Advice on reusing a standard set of reference samples in multiple CNV analyses
It is recommended that all samples processed in VarSome Clinical CNV analyses have been sequenced by the same instrument, experimental methodology, in the same batch. However, for practical and cost-related reasons, it may not be possible to repeatedly sequence control samples in every batch, or each time one or more test samples require sequencing. In that case, it is possible to re-use a set of control samples that were sequenced previously. The resulting CNV calls are likely to be less accurate.
In-house benchmarking studies have attempted to quantify this loss in performance using a dataset of 96 samples (66 samples with CNV calls, 30 control). Comparison of a complete CNV run to multiple runs using a fixed limited set of 10 control samples as a pool to select references, showed a single digit drop in sensitivity and a small number of changes in CNV limits/breakpoints.
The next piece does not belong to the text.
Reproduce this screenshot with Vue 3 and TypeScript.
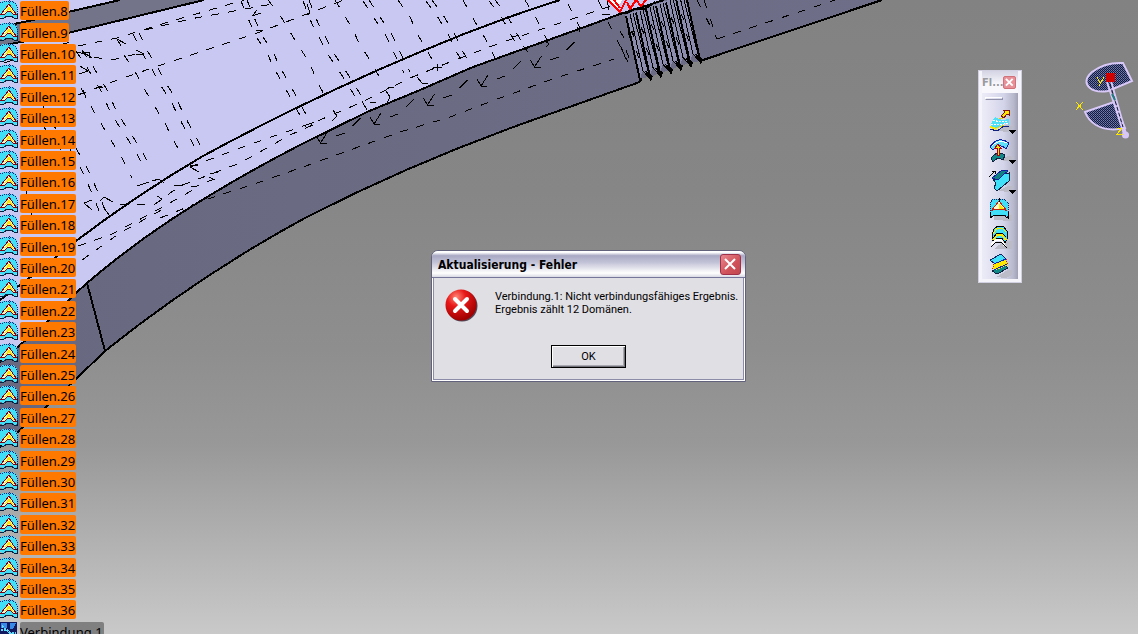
<script setup lang="ts">
import { ref } from 'vue'

const items = Array.from({ length: 29 }, (_, i) => `Füllen.${i + 8}`)
const dialogOpen = ref(true)
const toolbarOpen = ref(true)

// hidden edges that run down-right across the top face; pairs are drawn twice
const pairs = [
  'M82 50L94 68L107 90L115 108L123 122L133 137L143 153L152 170',
  'M139 33L148 52L158 68L167 85L177 100L185 117L195 135L204 153',
  'M247 0L256 22L263 37L272 50L280 67L290 85L300 103L312 126',
  'M309 0L318 23L327 40L335 55L345 70L355 85L366 105',
  'M369 0L382 20L392 35L400 52L410 72',
  'M432 0L445 18L455 35L462 50L472 67',
  'M495 0L507 15L515 30L526 50',
  'M76 148L88 170L98 192L107 215'
]
const singles = [
  'M81 88L93 110L102 125L112 142L122 158L132 178',
  'M124 55L137 75L145 90L155 107L165 123L173 140L184 158',
  'M268 0L280 15L290 32L300 48L309 62L318 83L328 102',
  'M335 0L352 28L360 45L370 60L381 80',
  'M398 0L410 17L418 35L428 52L438 70',
  'M463 0L475 22L485 38L496 60',
  'M525 0L537 20L548 42',
  'M568 4L581 30',
  'M704 0L717 39',
  'M697 0L717 39',
  'M608 22L628 62',
  'M4 63L76 40M20 95L76 170M42 104L62 140M26 190L34 226L76 250'
]
const shallow = [
  'M78 46L117 38L165 23L210 10L244 0',
  'M145 30L190 19L240 10L272 4',
  'M78 95L115 81L155 67L200 52L260 32L312 12L344 0',
  'M190 167L240 148L280 134L315 122L360 103L410 78L450 62L500 43L560 23L614 5',
  'M120 205L155 204L180 186L240 163L290 135L315 124',
  'M78 246L110 235L150 214L200 186',
  'M82 260L120 233L165 208',
  'M160 218L205 200L260 182L303 167L350 150L400 132L450 117L500 98L550 80L614 59',
  'M717 39L835 0',
  'M78 52L92 57L112 60L140 53',
  'M174 185L195 187L214 179'
]
const hooks = [0, 1, 2, 3, 4].map((n) => ({ x: 374 + (n - 1) * 53.5, y: 124 - (n - 1) * 19 }))
const threads = [0, 1, 2, 3, 4, 5, 6]
const tools = ['surface', 'offset', 'sweep', 'fill', 'loft', 'blend']
</script>

<template>
  <main class="viewport">
    <svg class="model" viewBox="0 0 1138 634" aria-hidden="true">
      <defs>
        <linearGradient id="face" x1="0" x2="1">
          <stop offset="0" stop-color="#686880" />
          <stop offset="1" stop-color="#6e6e88" />
        </linearGradient>
      </defs>
      <path
        fill="url(#face)"
        d="M0 362V447L20 430L45 408L76 379L105 351Q200 275 305 218Q412 163 530 121L620 89L637 83Q641 82 641 78L650 77L660 73L670 70L680 66L690 63L700 61L882 0H0Z"
      />
      <path
        fill="#c8c8f2"
        d="M0 0H664L620 14L590 25L540 43L473 67L420 90L367 112L300 145Q232 180 172 219Q128 248 87 283L76 293L47 322L20 345L0 362Z"
      />
      <path fill="#737389" d="M0 27L120 0H204L68 33L0 46Z" />
      <g class="edges">
        <path d="M0 27L33 20L68 12L120 0M0 46L68 33L204 0" />
        <path d="M0 300L40 270L76 241Q138 194 203 156Q310 98 420 52Q490 22 560 0" />
        <path d="M0 362L20 345L47 322L76 293L87 283Q128 248 172 219Q232 180 300 145L367 112L420 90L473 67L540 43L590 25L620 14L664 0" />
        <path d="M0 447L20 430L45 408L76 379L105 351Q200 275 305 218Q412 163 530 121L620 89L637 83Q641 82 641 78M700 61L882 0M87 283L105 351" />
      </g>
      <g class="hidden-edges steep">
        <template v-for="d in pairs" :key="d">
          <path :d="d" />
          <path :d="d" transform="translate(-6 1)" />
        </template>
        <path v-for="d in singles" :key="d" :d="d" />
      </g>
      <g class="hidden-edges">
        <path v-for="d in shallow" :key="d" :d="d" />
      </g>
      <g class="marks">
        <path
          v-for="h in hooks"
          :key="h.x"
          :d="`M${h.x - 4} ${h.y - 7}l4 7l7 -11m-7 11h6m10 -7l8 -3m8 -7l8 -8`"
        />
        <path d="M117 39l4 7m-4 -7l9 5M82 52l7 0l1 6m-7 -6l9 6M136 50l8 4l-8 1M80 66l8 5l-9 3M80 94l6 -2m-3 -2l3 8M96 87l7 0M253 15l4 -5m-5 6l9 -3M256 31l7 -1M307 15l3 -2l-3 -9" />
        <path d="M137 186l12 -4M152 181l7 -2l5 4M157 196l5 3l-5 4M84 203l8 -3m-8 3l8 7M100 201l4 -4l9 5M103 207l7 9M209 177l6 3m-5 -6l8 -2M190 167l9 5m-9 -6l8 -1" />
        <path d="M333 110l4 6l-5 5M307 125l7 -3M362 101l5 9m3 -8h6M386 90l4 -3h4m-8 4l4 6l-3 6M417 77l5 6h6M437 64v7m-4 -4h9M513 37l6 -2M523 46l5 6M544 40l5 4l-3 3M577 27l3 5M598 0l4 8m5 -8l2 10m-7 4h8" />
      </g>
      <g v-for="n in threads" :key="n" :transform="`translate(${n * 10} ${n * -3.4})`">
        <path v-if="n < 6" class="thread-face" d="M625 15l15 63l3 -7l8 8l-16 -68Z" />
        <path class="thread-line" d="M626 16l14 64" />
        <path v-if="n < 6" class="thread-fine" d="M630 14l13 57M633 13l17 66M643 71l7 8" />
        <path v-if="n < 6" d="M645 71L648 72L653 76L651 82Z" />
        <path v-if="n < 6" class="thread-mark" d="M631 31l3 6m2 14l3 7" />
      </g>
      <path class="marks" d="M620 31l4 7M628 31l2 7M632 31l4 7M621 47l5 12M626 50l3 8" />
      <path fill="#fff" d="M606 0H622L617 9Z" />
      <path class="red" d="M608 0L620 12L626 0M614 0L620 8M627 2L630 9L636 0L641 6L646 0M611 4L616 7" />
      <path class="edges" d="M618 14L627 13L634 9L645 9L655 2" />
    </svg>

    <ul class="tree">
      <li v-for="item in items" :key="item" class="node">
        <svg class="node-icon" viewBox="0 0 18 20" aria-hidden="true">
          <path fill="#40e0f8" d="M0 3L3 1H13L17 5V17L14 18L9 16L3 18L0 17Z" />
          <path fill="none" stroke="#102078" stroke-dasharray="1 1" d="M0 2H3L5 1H12L15 3L17 6V12M9 0V5" />
          <path fill="#fff8c8" stroke="#800010" d="M9 4L16 14H13Q9 9 5 14H1Z" />
          <path fill="#ffe800" d="M9 6L14 13L9 10L5 12Z" />
          <path fill="none" stroke="#002040" d="M0 18L4 18L7 16H11L14 18H17V13" />
        </svg>
        <span class="label">{{ item }}</span>
      </li>
      <li class="node">
        <svg class="node-icon" viewBox="0 0 18 20" aria-hidden="true">
          <path fill="#101860" d="M0 1H17V20H0Z" />
          <path fill="#3888e8" d="M1 2H7V7H1ZM10 2H16L13 8H10Z" />
          <path stroke="#60d8f8" stroke-width="2" stroke-dasharray="2 1" d="M1 9H8M9 12H16M2 5L14 15" />
          <path fill="#ffe800" d="M1 13H5V16H1Z" />
        </svg>
        <span class="label joined">Verbindung.1</span>
      </li>
    </ul>

    <svg class="compass" viewBox="0 0 73 100" role="img" aria-label="X Y Z">
      <defs>
        <pattern id="mesh" width="2" height="2" patternUnits="userSpaceOnUse">
          <rect width="2" height="2" fill="#101848" />
          <rect width="1" height="1" fill="#7880a8" />
          <rect x="1" y="1" width="1" height="1" fill="#606890" />
        </pattern>
      </defs>
      <g fill="url(#mesh)" stroke="#d8c8f8" stroke-width="2">
        <path d="M58 13Q40 12 27 22Q17 31 25 38Q31 43 43 41L67 31Z" />
        <path d="M20 62L49 52L60 78Q43 82 31 75Q23 70 20 62Z" />
      </g>
      <path fill="none" stroke="#d8c8f8" stroke-width="2" d="M42 32L59 84M46 31L61 84" />
      <path stroke="#101838" stroke-dasharray="4 2" d="M45 34L58 77" />
      <path stroke="#208080" stroke-width="2" d="M47 44L50 50" />
      <circle cx="60.500" cy="85" r="3.500" fill="#d8c8f8" />
      <path fill="#d00000" d="M41 23H50V32H41Z" />
      <path class="axes" d="M32 27L35 33M39 27L34 36M11 52L18 60M18 52L11 60M52 78H57L52 84H58" />
    </svg>

    <section v-if="toolbarOpen" class="toolbar" aria-label="Flächen">
      <header class="toolbar-title">
        <span>Fl...</span>
        <button class="toolbar-close" aria-label="Schließen" @click="toolbarOpen = false">
          <svg viewBox="0 0 11 11"><path d="M2 2L9 9M9 2L2 9" stroke="#fff" stroke-width="2" /></svg>
        </button>
      </header>
      <div class="toolbar-body">
        <i class="grip"></i>
        <button v-for="t in tools" :key="t" class="tool" :class="t" :aria-label="t">
          <svg viewBox="0 0 28 28">
            <g v-if="t === 'surface'">
              <path class="shade" d="M8 25L18 19L26 20L21 26Z" />
              <path fill="#50e0f8" d="M4 16L7 11L14 14L21 13V19L17 17L9 22L2 21Z" />
              <path fill="none" stroke="#fff" stroke-dasharray="2 1" d="M5 14L12 16L20 15M3 18L12 19L20 17" />
              <path fill="none" stroke="#ffe800" stroke-width="2" d="M2 21L9 23" />
              <path fill="none" stroke="#e8d800" d="M9 22L16 19M11 13L15 12L17 9" />
              <path fill="none" stroke="#102080" d="M2 23L9 25L16 20L21 20" />
              <path fill="#ffe800" stroke="#801010" d="M15 4H21V9L19 8L16 12L13 10L17 6Z" />
            </g>
            <g v-else-if="t === 'offset'">
              <path class="shade" d="M12 24L20 20L26 21L24 26Z" />
              <path fill="#60e0f8" stroke="#1020a0" d="M2 11Q10 -1 21 7L18 13Q11 6 5 14Z" />
              <path fill="none" stroke="#fff" d="M4 10Q11 3 19 7" />
              <path fill="#108888" stroke="#102040" d="M3 22Q9 14 17 19L15 24Q10 20 5 26Z" />
              <path fill="#ffe800" stroke="#b00010" d="M9 19V12H7L10 8L13 12H11V19Z" />
            </g>
            <g v-else-if="t === 'sweep'">
              <path class="shade" d="M10 25L20 20H26L22 26Z" />
              <path fill="#40e0f8" stroke="#102040" d="M5 13L10 14L15 8L21 7V15L9 25L6 22L8 17Z" />
              <path fill="#108080" stroke="#1020a0" d="M4 12L14 4L20 5L15 9L10 14Z" />
              <path fill="none" stroke="#000" d="M1 11L6 6M4 5H7V8" />
            </g>
            <g v-else-if="t === 'fill'">
              <path class="shade" d="M6 25V20H24V26Z" />
              <path fill="#40e0f8" stroke="#102060" stroke-dasharray="1 1" d="M2 8L5 4H16L20 8V22L15 20H7L2 22Z" />
              <path fill="#fff8d0" stroke="#c02010" d="M11 6L19 16L15 14H7L3 16Z" />
              <path fill="#ffe800" d="M11 8L16 14H11Z" />
              <path fill="none" stroke="#000" d="M2 17V23L7 20H15L20 23V17M11 3V7" />
            </g>
            <g v-else-if="t === 'loft'">
              <path class="shade" d="M6 26L16 18H24V26Z" />
              <path fill="#40e0f8" stroke="#000" d="M4 13L6 6L10 3H15L19 8L20 14L17 20L14 15H10L5 18Z" />
              <path fill="none" stroke="#ffe800" d="M5 11L9 5H14L18 9" />
              <path fill="none" stroke="#ffe800" stroke-width="2" d="M5 17L9 12H14L18 17" />
              <path fill="none" stroke="#fff" stroke-width="2" d="M3 22L8 17H13L17 23" />
              <path fill="none" stroke="#000" d="M3 24L8 19L14 20L19 25M5 15L9 10H14L18 14" />
            </g>
            <g v-else>
              <path class="shade" d="M8 26L20 19H24V24L18 27Z" />
              <path fill="#40e0f8" stroke="#102060" d="M2 9L13 3L18 8L7 13Z" />
              <path fill="#108888" stroke="#102040" d="M4 20L17 14L20 17L9 23Z" />
              <path fill="#ffe800" d="M6 13L18 8L20 14L8 19L4 18Z" />
              <path fill="none" stroke="#c02010" stroke-dasharray="1 1" d="M6 13L4 19M18 8L20 14" />
              <path fill="none" stroke="#1020c0" d="M6 13L18 8M6 19L19 13" />
            </g>
            <path v-if="t === 'surface' || t === 'offset' || t === 'sweep'" d="M21 24H28L24.500 28Z" />
          </svg>
        </button>
      </div>
    </section>

    <section v-if="dialogOpen" class="dialog" role="alertdialog" aria-labelledby="title" aria-describedby="message">
      <header class="titlebar">
        <h1 id="title">Aktualisierung - Fehler</h1>
        <button class="close" aria-label="Schließen" @click="dialogOpen = false">
          <svg viewBox="0 0 19 19"><path d="M4 4L14 14M14 4L4 14" stroke="#fff" stroke-width="2" /></svg>
        </button>
      </header>
      <div class="content">
        <svg class="error" viewBox="0 0 34 34" aria-hidden="true">
          <defs>
            <radialGradient id="ball" cx="0.350" cy="0.250" r="0.750">
              <stop offset="0" stop-color="#ff8878" />
              <stop offset="0.400" stop-color="#e81818" />
              <stop offset="1" stop-color="#a00000" />
            </radialGradient>
          </defs>
          <circle cx="17" cy="17" r="15.500" fill="#504858" />
          <circle cx="16" cy="16" r="15.500" fill="url(#ball)" />
          <path d="M10 10L22 22M22 10L10 22" stroke="#fff" stroke-width="4" stroke-linecap="round" />
        </svg>
        <p id="message">Verbindung.1: Nicht verbindungsfähiges Ergebnis.<br />Ergebnis zählt 12 Domänen.</p>
      </div>
      <button class="ok" @click="dialogOpen = false">OK</button>
    </section>
  </main>
</template>

<style>
body {
  margin: 0;
}
</style>

<style scoped>
.viewport {
  position: relative;
  height: 100vh;
  overflow: hidden;
  background: linear-gradient(#828282 0%, #868686 30%, #8e8e8e 55%, #989898 70%, #c9c9c9 100%);
  font-family: "Noto Sans", "DejaVu Sans Condensed", sans-serif;
  color: #000;
}
button {
  padding: 0;
  font-family: inherit;
  cursor: pointer;
}
svg {
  display: block;
}
.model {
  position: absolute;
  left: 0;
  top: 0;
  width: 100%;
  shape-rendering: crispEdges;
}
.edges {
  fill: none;
  stroke: #000;
  stroke-width: 2;
}
.hidden-edges {
  fill: none;
  stroke: #000;
  stroke-dasharray: 8 9;
}
.steep {
  stroke-dasharray: 8 12;
}
.marks {
  fill: none;
  stroke: #000;
}
.thread-face {
  fill: #8c8cae;
}
.thread-line {
  fill: none;
  stroke: #000;
  stroke-width: 2;
}
.thread-fine,
.thread-mark {
  fill: none;
  stroke: #000;
}
.red {
  fill: none;
  stroke: #f00;
  stroke-width: 2;
}
.tree {
  position: relative;
  margin: 0;
  padding: 0;
  list-style: none;
}
.node {
  display: flex;
  gap: 2px;
  height: 21px;
}
.node:nth-child(5n + 1),
.node:nth-child(5n + 4) {
  margin-bottom: 1px;
}
.node-icon {
  width: 18px;
  height: 20px;
  shape-rendering: crispEdges;
}
.label {
  height: 19px;
  margin-top: 1px;
  padding: 0 1px 0 0;
  border-radius: 2px;
  background: #ff7800;
  font-size: 13px;
  line-height: 20px;
  white-space: nowrap;
}
.joined {
  background: #808080;
}
.compass {
  position: absolute;
  right: 0;
  top: 50px;
  width: 73px;
  height: 100px;
}
.axes {
  fill: none;
  stroke: #ffe800;
  shape-rendering: crispEdges;
}
.toolbar {
  position: absolute;
  right: 116px;
  top: 70px;
  width: 44px;
  box-sizing: border-box;
  padding: 0 3px 3px;
  border: 1px solid #d0d0e0;
  background: #f4f4fa;
}
.toolbar-title {
  display: flex;
  align-items: center;
  justify-content: space-between;
  height: 22px;
  padding: 0 2px 0 0;
  background: linear-gradient(#d4d4e4, #f8f8fc 60%);
  color: #9a9aa0;
  font-family: "DejaVu Sans Condensed", sans-serif;
  font-size: 11px;
  font-weight: bold;
}
.toolbar-close {
  width: 13px;
  height: 13px;
  border: 1px solid #d07078;
  border-radius: 2px;
  background: #e89098;
}
.toolbar-body {
  display: flex;
  flex-direction: column;
  background: linear-gradient(90deg, #ececf8, #d4d4ea 60%, #b8b8cc 88%, #a0a0b4);
}
.grip {
  width: 16px;
  height: 1px;
  margin: 4px 0 5px 3px;
  border: 1px solid;
  border-color: #fff #9090a8 #9090a8 #fff;
}
.tool {
  width: 28px;
  height: 30px;
  margin-left: 6px;
  border: 0;
  background: none;
}
.tool svg {
  width: 28px;
  height: 28px;
  shape-rendering: crispEdges;
}
.fill,
.loft,
.blend {
  height: 28px;
}
.shade {
  fill: #bcbcc8;
}
.dialog {
  position: absolute;
  left: 431px;
  top: 250px;
  width: 315px;
  box-sizing: border-box;
  padding-bottom: 13px;
  border: 1px solid #62627c;
  border-radius: 7px 7px 0 0;
  background: #e0dfe4;
  box-shadow: inset 0 0 0 1px #fff, inset 0 0 0 2px #8c8ca8;
}
.titlebar {
  display: flex;
  align-items: center;
  justify-content: space-between;
  height: 26px;
  padding: 0 4px 0 6px;
  border-bottom: 1px solid #76769a;
  border-radius: 6px 6px 0 0;
  background: linear-gradient(#fff 0, #fff 5%, #a8a8c4 18%, #c4c4d8 45%, #fff 85%, #d8d8e4 100%);
}
.titlebar h1 {
  margin: 0;
  padding-top: 2px;
  font-family: "DejaVu Sans Condensed", sans-serif;
  font-size: 12px;
  line-height: 16px;
}
.close {
  width: 21px;
  height: 21px;
  border: 1px solid #a03048;
  border-radius: 3px;
  background: linear-gradient(135deg, #e88890, #d05058 60%, #c04850);
}
.content {
  display: flex;
  gap: 16px;
  padding: 11px 8px 0 13px;
}
.error {
  flex: none;
  width: 34px;
  height: 34px;
}
.content p {
  margin: 1px 0 0;
  font-family: Roboto, "Liberation Sans", sans-serif;
  font-size: 11px;
  line-height: 13px;
  white-space: nowrap;
}
.ok {
  display: block;
  width: 75px;
  height: 23px;
  margin: 22px auto 0 119px;
  border: 1px solid #000;
  background: #e0dfe4;
  box-shadow: inset 1px 1px #fff, inset -1px -1px #707078, inset -2px -2px #a8a8b0;
  font-family: Roboto, "Liberation Sans", sans-serif;
  font-size: 11px;
}
</style>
It is important to always check which samples have been selected as reference in the analysis QC report, and their count, available from Analysis Actions Menu. This is because samples of the reference set should not contain the same CNV as the queried test sample, otherwise such CNV will not be called. Ideally, there should be 5-10 reference samples of high correlation (>0.97 for panels, >0.98 for exomes) for each test sample analyzed. For further detail in assessing CNV run and call quality, users may consult CNV Quality Control: tools and guidelines.